Was Oskar Grözinger bei seinen Überprüfungen beobachtete

Oskar Grözinger

Oskar Grözinger hat die überwiegende Zeit seines Berufslebens in der nuklearen Aufsicht gearbeitet. Der Physiker war im EU-Stresstest stellvertretender Vorsitzender des Bereichs «Topic 1 – äussere Einwirkungen ». Als Teamleader der Überprüfungsexperten hat er die Niederlande, die Slowakei und Spanien inspiziert und Peer-Reviews in Taiwan, Armenien und Weissrussland betreut. Seit 2012 ist er Mitglied des ENSI-Rates.

Oskar Grözinger, Sie waren seit Beginn des EU-Stresstests in die Überprüfungen involviert. Haben die europäischen Kernkraftwerke alle Erkenntnisse aus dem EU-Stresstest bereits umgesetzt?

Würden wir den EU-Stresstest heute erneut durchführen und mit den Ergebnissen aus den Jahren direkt nach Fukushima vergleichen, dann würden wir sehen, dass viele Nachrüstungen, die im Stresstest und den anschliessenden nationalen Aktionsplänen angeregt wurden, in den europäischen Werken zwischenzeitlich umgesetzt sind. In Europa gibt es keine Anlagen mehr, die man als unsicher bezeichnen muss, denn alle EU-Staaten mit Kernanlagen haben viel unternommen, um die nukleare Sicherheit ihrer Werke zu erhöhen. Wir würden aber auch sehen, dass in einigen Ländern die Umsetzung etlicher Sicherheitsverbesserungen sich mehr als ursprünglich angedacht verzögert haben oder noch nicht umgesetzt sind. Die Gründe für diese Verzögerungen sind vielfältig. Sie reichen von komplexer als gedachten technischen Anforderungen über aufwändige Bewilligungsverfahren bis zu den höher als erwarteten Kosten. In einigen Ländern fehlt es am nötigen Geld, um in die weitere Erhöhung der Sicherheit investieren zu können.

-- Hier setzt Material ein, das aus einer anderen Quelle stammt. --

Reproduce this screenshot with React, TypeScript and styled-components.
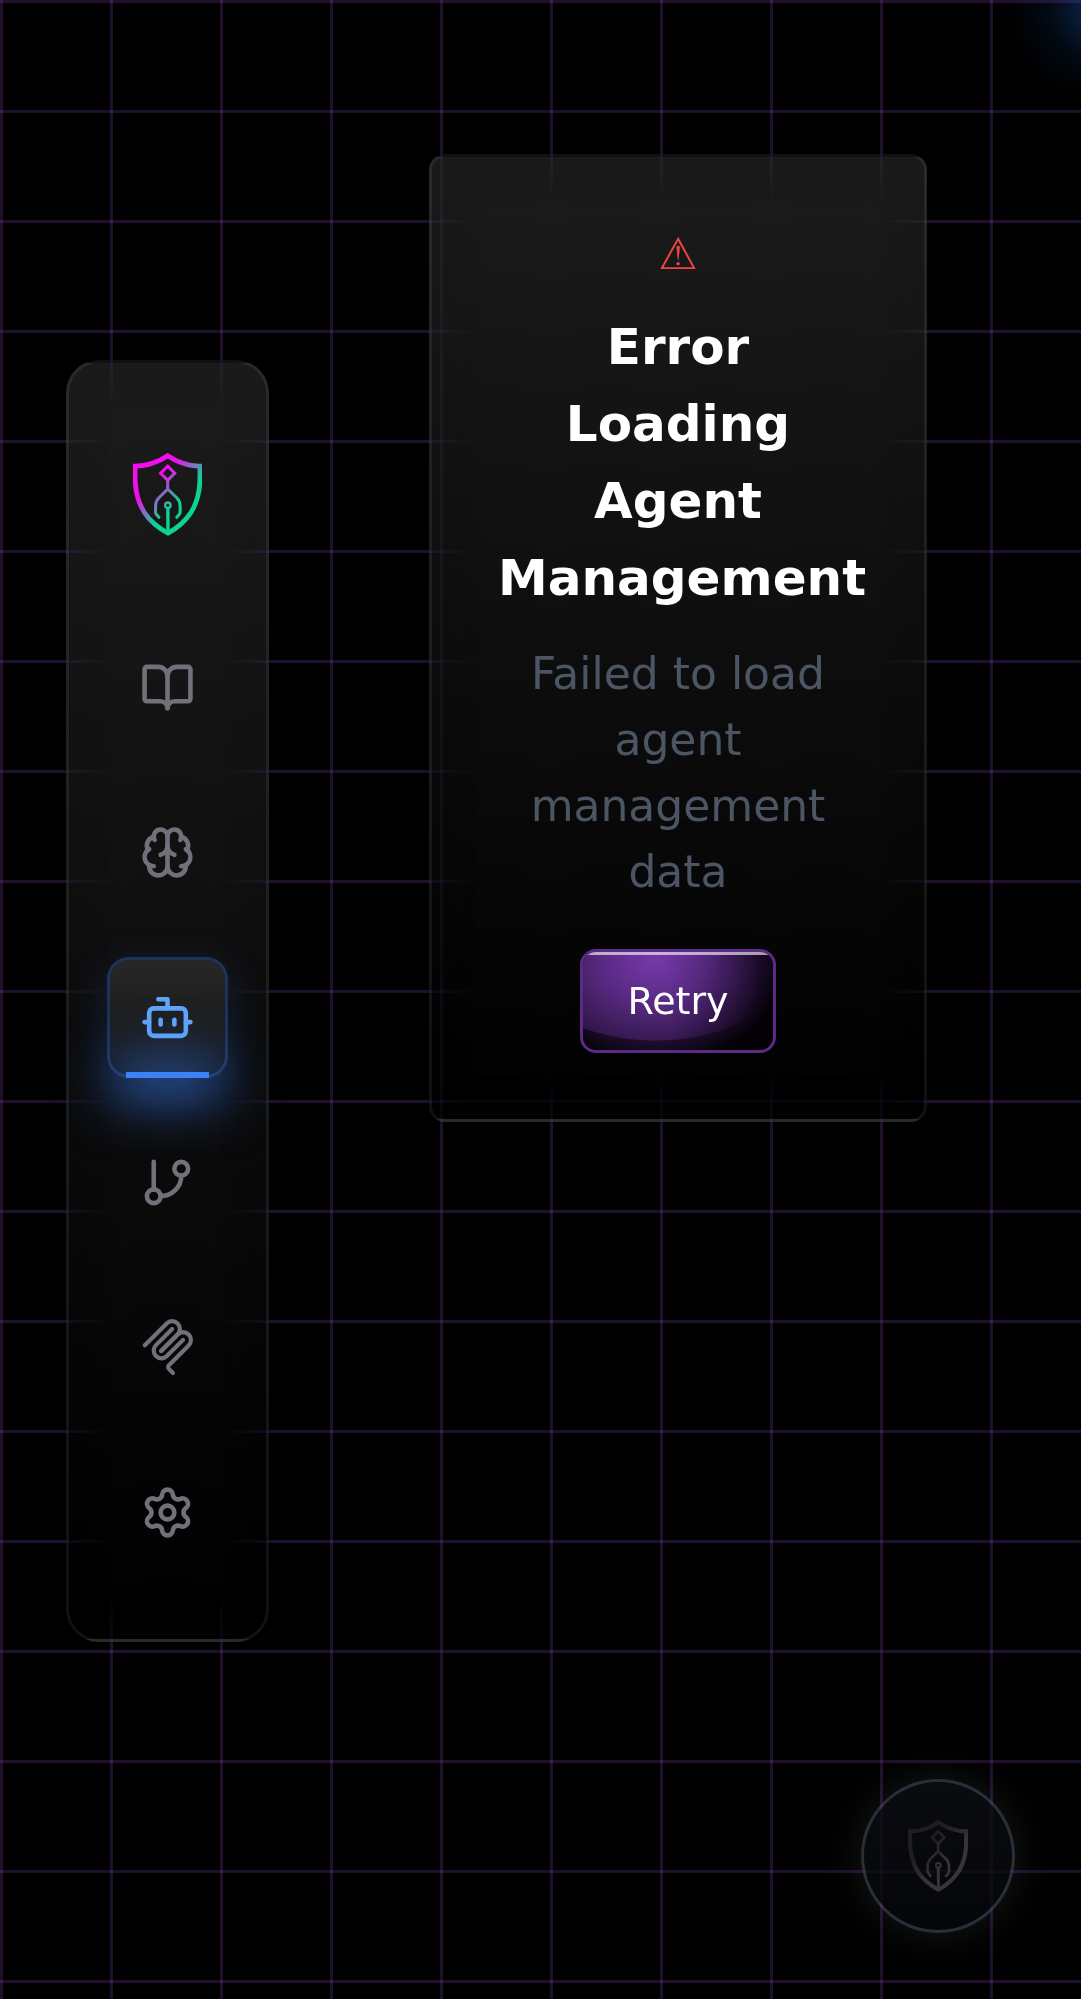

Welche Resultate hat der EU-Stresstest nach Fukushima gebracht?

Der EU-Stresstest nach Fukushima hat klar gezeigt, dass es grosse Unterschiede in den Sicherheitsvorkehrungen der Kernkraftwerke in Europa gibt. Die Schweizer Kernkraftwerke haben im internationalen Vergleich sehr gut abgeschnitten. Dies ist nicht zuletzt ihrer ausgeprägten Sicherheitskultur geschuldet.

Welche Beobachtungen haben Sie zum Thema Sicherheitskultur in ihrer Tätigkeit als Überprüfungsexperte gemacht?

Die Öffentlichkeit ist ein wichtiger Treiber für die Sicherheit in Kernanlagen. Wenn ein Land über eine wache und kritische Öffentlichkeit verfügt, die ein gewisses Verständnis hat für die technischen Sachverhalte rund um die Sicherheit, dann fördert dies die Sicherheit der Anlagen. Öffentlichkeit und Medien sind wichtige Beobachter der Aufsichtsbehörden und der Beaufsichtigten. Je grösser der Teil der Bevölkerung ist, der kritisch und verantwortungsbewusst mitdenkt, desto ausgeprägter ist auch die Sicherheitskultur in diesem Land. Das konnte ich immer wieder beobachten.

Wo steht die Schweiz in punkto Sicherheit?

Die Schweiz verfügt über eine sehr wache und kritische Öffentlichkeit. Die Mentalität ist sicherheitsgerichtet. Zusätzlich verfügt die Schweiz schon seit vielen Jahren über einen im internationalen Vergleich sehr fortschrittlichen und sicherheitsfördernden Rechtsrahmen. Das ENSI ist eine unabhängige Instanz und hat als Aufsichtsbehörde die nötigen Instrumente für die Erfüllung seiner Aufgaben. Aber auch die Betreiber waren und sind bereit, laufend in die Erhöhung der Sicherheit zu investieren. Die Anlagen werden verantwortungsbewusst betrieben und sind im internationalen Vergleich sehr sauber. An vielen Stellen in den Anlagen hat man fast den Eindruck, man könne vom Boden essen – und das sage ich, weil ich schon viele Kernkraftwerke besucht habe und die Sauberkeit in den Schweizer Werken einfach positiv auffällt.

Dieses Interview gehört zum dritten Teil der ENSI-Serie anlässlich des zehnten Jahrestages der Katastrophe in Fukushima-Daiichi vom 11. März 2011.